Though the play deals with political issues and the influence and possible threat of the British army, it raises so many more themes and questions which are sensitively explored in this production. The theme of language is key. Language is portrayed as a dividing factor. The locals speak Irish (as well as some Greek and Latin) but the soldiers speak only English.

Can people who speak different languages from different communities ever truly integrate? The actors' skilful delivery of lines and use of accents means that we are never confused about which language is being spoken, even when two characters are speaking in actuality in English, but in the play in two different languages and failing to understand each other.

The language barrier, whilst being a serious and poignant issue, also gives rise to great comic moments, where the actors resort to extravagant gestures to explain themselves, have misunderstandings, talk at cross purposes, or in perfect sync with each other, sometimes without realising it in the absence of translation.

We are immersed in this world from the very start, with an accordionist and a violinist on stage before the play begins, helping us get into the spirit with their jaunty Irish tunes. Likewise in the interval two of the characters remain on the stage, carrying on with their work.
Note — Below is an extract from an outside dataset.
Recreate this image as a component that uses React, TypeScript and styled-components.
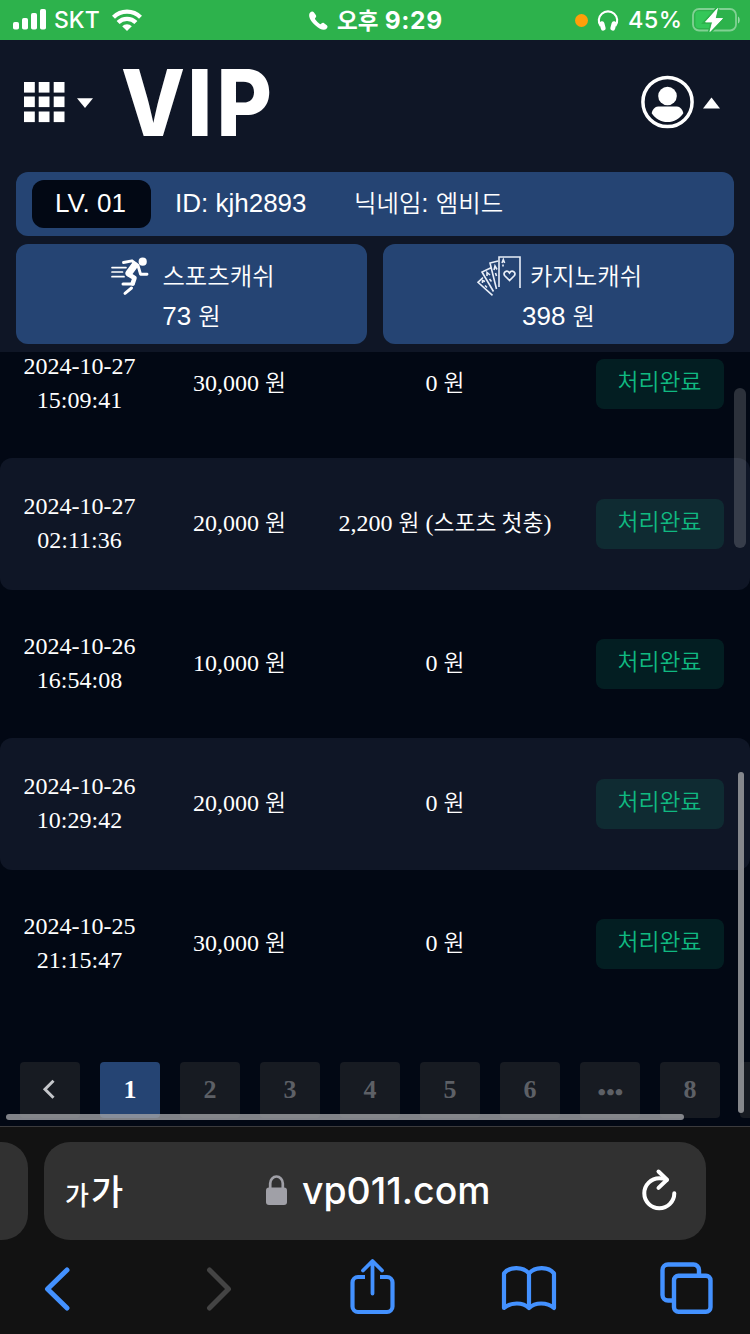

The intricate set itself also transports us with the amazingly detailed wooden walls and planks depicting the edge of the hedge school, consisting of planks, steps, straw, stools, ivy, jars, books and shelves, in an authentic rural reflection of Irish life at this time, where they are reliant on farming and live in constant fear of potato blight.

(l-r)Hugh and Owen. Photo by Richard Smith Photography.

The simple lighting works very effectively too, especially with the moonlit scenes where the appearance of the moon on the backdrop and the subtle change of lighting really creates a different atmosphere for this significant scene.


The whole question of naming things and associated identities raised by this play gives you lots to ponder on. By renaming the place names, are the army taking control of them and redefining where people live?

The Irish characters toy with the questions of, if the names are changed, will they still know where the places are and where they live? Sarah learns to say her own name, overcoming her speech impediment and asserting her identity, but Owen is called the wrong name, Roland, by his colleagues, so are they in some way distorting his identity? Owen at first tolerates it saying: “It’s only a name. It’s the same me, isn’t it? Well, isn’t it?”

This powerfully-portrayed production leaves you with several unanswered questions, such as this, but a lot to think about.